Primeiro porque o embrião da história do filme é genuinamente criativo. E não só em um aspecto escrito, mas também visual. O roteiro que é escrito e dirigido por Rhys Frake-Waterfield parte do pressuposto que o jovem Christopher Robin abandonou o Ursinho Pooh e seus colegas na floresta. Traumatizados pelo sumiço do parceiro, os animais foram consumidos pelo ódio e pelas mazelas de um ambiente que os corrompeu, e viraram criaturas medonhas que vivem para matar humanos.
Waterfield aproveitou que a obra de AA Milne e EH Shepard entrou em domínio público e subverteu a ideia de fantasia e pertencimento para algo que falasse sobre depressão e abandono. O embrião de uma boa ideia, como eu disse, está ali e inclusive é literalmente bem desenhado nos primeiros minutos de filme quando a infância de Robin e Pooh é contada.
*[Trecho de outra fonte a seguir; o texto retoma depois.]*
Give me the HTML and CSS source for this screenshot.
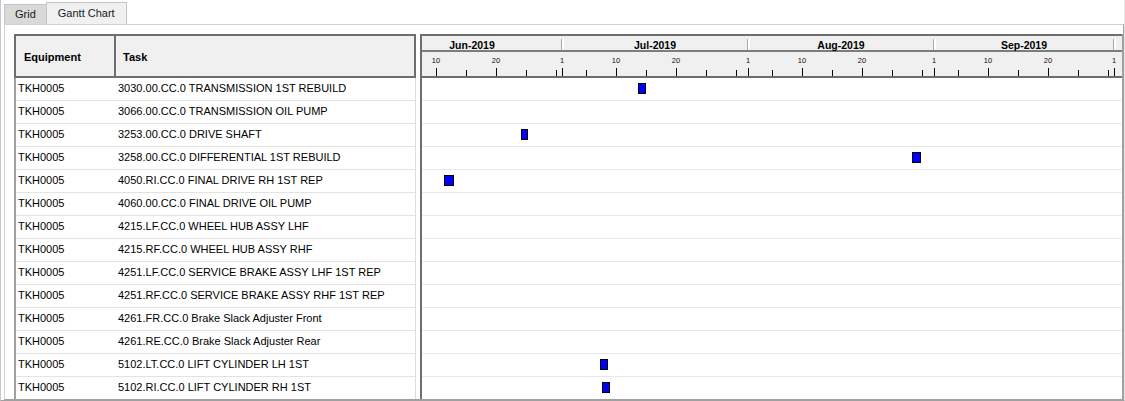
FILE: index.html
```html
<!DOCTYPE html>
<html lang="en">
<head>
    <meta charset="UTF-8">
    <title>Gantt Chart</title>
    <link rel="stylesheet" href="styles.css">
</head>
<body>
    <div class="window">
        <div class="tabs">
            <div class="tab">Grid</div>
            <div class="tab active">Gantt Chart</div>
        </div>

        <div class="panel">
            <div class="grid">
                <div class="grid-head">
                    <div class="col-equip">Equipment</div>
                    <div class="col-task">Task</div>
                </div>
                <div class="grid-rows" id="grid-rows"></div>
            </div>

            <div class="splitter"></div>

            <div class="gantt">
                <div class="gantt-head">
                    <div class="months" id="months"></div>
                    <div class="days" id="days"></div>
                </div>
                <div id="gantt-rows"></div>
            </div>
        </div>
    </div>

    <script>
        const DAY_PX = 6;
        const ORIGIN = -40; // 1 Jun sits 40px left of the visible chart
        const VIEW_PX = 700;

        const months = [
            ['Jun-2019', 30],
            ['Jul-2019', 31],
            ['Aug-2019', 31],
            ['Sep-2019', 30],
            ['Oct-2019', 31]
        ];

        // equipment, task, start (days from 1 Jun), duration (days)
        const tasks = [
            ['TKH0005', '3030.00.CC.0 TRANSMISSION 1ST REBUILD', 42.67, 1.33],
            ['TKH0005', '3066.00.CC.0 TRANSMISSION OIL PUMP'],
            ['TKH0005', '3253.00.CC.0 DRIVE SHAFT', 23.17, 1.17],
            ['TKH0005', '3258.00.CC.0 DIFFERENTIAL 1ST REBUILD', 88.33, 1.5],
            ['TKH0005', '4050.RI.CC.0 FINAL DRIVE RH 1ST REP', 10.33, 1.67],
            ['TKH0005', '4060.00.CC.0 FINAL DRIVE OIL PUMP'],
            ['TKH0005', '4215.LF.CC.0 WHEEL HUB ASSY LHF'],
            ['TKH0005', '4215.RF.CC.0 WHEEL HUB ASSY RHF'],
            ['TKH0005', '4251.LF.CC.0 SERVICE BRAKE ASSY LHF 1ST REP'],
            ['TKH0005', '4251.RF.CC.0 SERVICE BRAKE ASSY RHF 1ST REP'],
            ['TKH0005', '4261.FR.CC.0 Brake Slack Adjuster Front'],
            ['TKH0005', '4261.RE.CC.0 Brake Slack Adjuster Rear'],
            ['TKH0005', '5102.LT.CC.0 LIFT CYLINDER LH 1ST', 36.33, 1.33],
            ['TKH0005', '5102.RI.CC.0 LIFT CYLINDER RH 1ST', 36.67, 1.33]
        ];

        const monthsEl = document.getElementById('months');
        const daysEl = document.getElementById('days');
        const gridRows = document.getElementById('grid-rows');
        const ganttRows = document.getElementById('gantt-rows');

        let dayCount = 0;
        months.forEach(([name, len]) => {
            const start = ORIGIN + dayCount * DAY_PX;
            const m = document.createElement('div');
            m.className = 'month';
            m.style.width = (len * DAY_PX) + 'px';
            // label only when its centre is on screen
            if (start + len * DAY_PX / 2 < VIEW_PX) m.textContent = name;
            monthsEl.appendChild(m);

            [1, 5, 10, 15, 20, 25, 30].forEach(d => {
                if (d > len) return;
                const x = ORIGIN + (dayCount + d - 1) * DAY_PX;
                if (x < 0 || x > VIEW_PX) return;
                const labelled = d === 1 || d === 10 || d === 20;
                const tick = document.createElement('span');
                tick.className = labelled ? 'tick major' : 'tick';
                tick.style.left = x + 'px';
                daysEl.appendChild(tick);
                if (labelled) {
                    const label = document.createElement('span');
                    label.className = 'day-label';
                    label.style.left = x + 'px';
                    label.textContent = d;
                    daysEl.appendChild(label);
                }
            });
            dayCount += len;
        });

        tasks.forEach(([equip, task, start, dur]) => {
            const row = document.createElement('div');
            row.className = 'grid-row';
            row.innerHTML = `<div class="cell-equip">${equip}</div><div class="cell-task">${task}</div>`;
            gridRows.appendChild(row);

            const gRow = document.createElement('div');
            gRow.className = 'gantt-row';
            if (start !== undefined) {
                const bar = document.createElement('div');
                bar.className = 'bar';
                bar.style.left = Math.round(ORIGIN + start * DAY_PX) + 'px';
                bar.style.width = Math.round(dur * DAY_PX) + 'px';
                gRow.appendChild(bar);
            }
            ganttRows.appendChild(gRow);
        });
    </script>
</body>
</html>
```

FILE: styles.css
```css
* {
    margin: 0;
    padding: 0;
    box-sizing: border-box;
}
body {
    font-family: "Liberation Sans", Arial, sans-serif;
    font-size: 11px;
    color: #000;
    background: #fff;
}
.window {
    width: 1125px;
    height: 401px;
    border-left: 1px solid #c8c8c8;
    border-right: 1px solid #e4e4e4;
    border-bottom: 1px solid #a0a0a0;
    display: flex;
    flex-direction: column;
    overflow: hidden;
}
.tabs {
    height: 24px;
    flex: none;
    display: flex;
    align-items: flex-end;
    padding-left: 3px;
}
.tab {
    height: 20px;
    line-height: 18px;
    padding: 0 10px;
    border: 1px solid #c4c4c4;
    border-bottom: none;
    background: #d9d9d9;
    color: #1a1a1a;
}
.tab.active {
    height: 22px;
    line-height: 21px;
    padding: 0 11px;
    margin-left: -1px;
    background: #f0f0f0;
}
.panel {
    flex: 1;
    min-height: 0;
    margin-left: 3px;
    border: 1px solid #d0d0d0;
    border-right-color: #a0a0a0;
    border-bottom-color: #a0a0a0;
    padding: 9px 0 0 9px;
    display: flex;
    align-items: flex-start;
    overflow: hidden;
}
.grid {
    width: 402px;
    flex: none;
}
.grid-head {
    display: flex;
    height: 44px;
    border-top: 2px solid #6e6e6e;
    font-weight: bold;
}
.grid-head div {
    background: #f0f0f0;
    border-right: 2px solid #6e6e6e;
    border-bottom: 2px solid #6e6e6e;
    padding-top: 1px;
    line-height: 40px;
}
.col-equip {
    width: 102px;
    border-left: 2px solid #6e6e6e;
    padding-left: 8px;
}
.col-task {
    width: 300px;
    padding-left: 7px;
}
.grid-rows {
    border-left: 2px solid #a0a0a0;
    border-right: 1px solid #dcdcdc;
}
.grid-row {
    display: flex;
    height: 23px;
    line-height: 21px;
    border-bottom: 1px solid #e3e3e3;
    white-space: nowrap;
}
.cell-equip {
    width: 100px;
    padding-left: 2px;
}
.cell-task {
    padding-left: 2px;
}
.splitter {
    width: 4px;
    flex: none;
}
.gantt {
    flex: 1;
    align-self: stretch;
    border-left: 2px solid #6e6e6e;
    border-right: 1px solid #a0a0a0;
    overflow: hidden;
}
.gantt-head {
    background: #f0f0f0;
    border-top: 2px solid #6e6e6e;
    border-bottom: 2px solid #6e6e6e;
}
.months {
    display: flex;
    height: 16px;
    margin-left: -40px;
    border-bottom: 2px solid #7c7c7c;
}
.month {
    flex: none;
    position: relative;
    text-align: center;
    font-size: 10.5px;
    font-weight: bold;
    line-height: 14px;
    padding-top: 2px;
}
.month + .month::before {
    content: "";
    position: absolute;
    left: -1px;
    top: 3px;
    bottom: 0;
    width: 2px;
    border-left: 1px solid #a8a8a8;
    background: #fff;
}
.days {
    position: relative;
    height: 24px;
    overflow: hidden;
}
.tick {
    position: absolute;
    bottom: 0;
    width: 1px;
    height: 6px;
    background: #000;
}
.tick.major {
    height: 8px;
}
.day-label {
    position: absolute;
    top: 5px;
    font-size: 7.5px;
    line-height: 8px;
    transform: translateX(-50%);
    color: #1a0a0a;
}
.gantt-row {
    position: relative;
    height: 23px;
    border-bottom: 1px solid #e8e8e8;
}
.bar {
    position: absolute;
    top: 5px;
    height: 11px;
    border: 1px solid #000;
    background: #0000ff;
}
```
Mas o conceito morre ali mesmo, pois dá lugar a materialização de tais ideias em uma jornada de atuações bizarras, escolhas de personagens completamente sem sentido e pouquíssimo, ou nenhum, senso de humor - algo crucial para uma produção de baixíssimo orçamento e que altera sem nenhum pudor um símbolo infantil de várias gerações.
Não dá pra dizer que Sangue e Mel se leva a sério, pois não há qualquer concatenação dos acontecimentos que traga um senso de urgência na narrativa - é como se os 20 primeiros minutos de filme, na verdade, significasse tudo que ele tem a dizer. E talvez seja esse o caso, pois até ali, por mais amadora que a execução seja, ela traz propostas interessantes e não escorrega nem nas mortes escandalosas que apresenta - a parte mais gore, diga-se de passagem, não deixa a desejar, são bem feitas. O problema é que não há nada em volta disso, seja para rir, chorar ou se impressionar. Sangue e Mel têm desde o começo, se não houver história ou transformações visuais resta muito pouco para se apegar.
Não é raro você criar afeto por um filme sabendo que ele tem problemas seríssimos. Geralmente, essa escolha traz um contexto, uma história ou uma conexão inexplicável que modificou sua experiência com o filme. Para mim, Sangue e Mel não possui nenhuma característica que me fará defendê-lo como um filme minimamente tolerável. Ao mesmo tempo, de forma muito contraditória, confesso que é admirável a capacidade de Waterfield em ter essa ideia e colocar em prática com a confiança de que seriam necessários 90 minutos para contá-la. A história mostra que o correto é ele, pois o projeto não chegou a custar 100 mil dólares e já arrecadou mais de 5 milhões em 2023, além de garantir sequência. De fato, qualidade é discutível, sucesso nem tanto - e que continue assim, pois um nem sempre precisa significar o outro.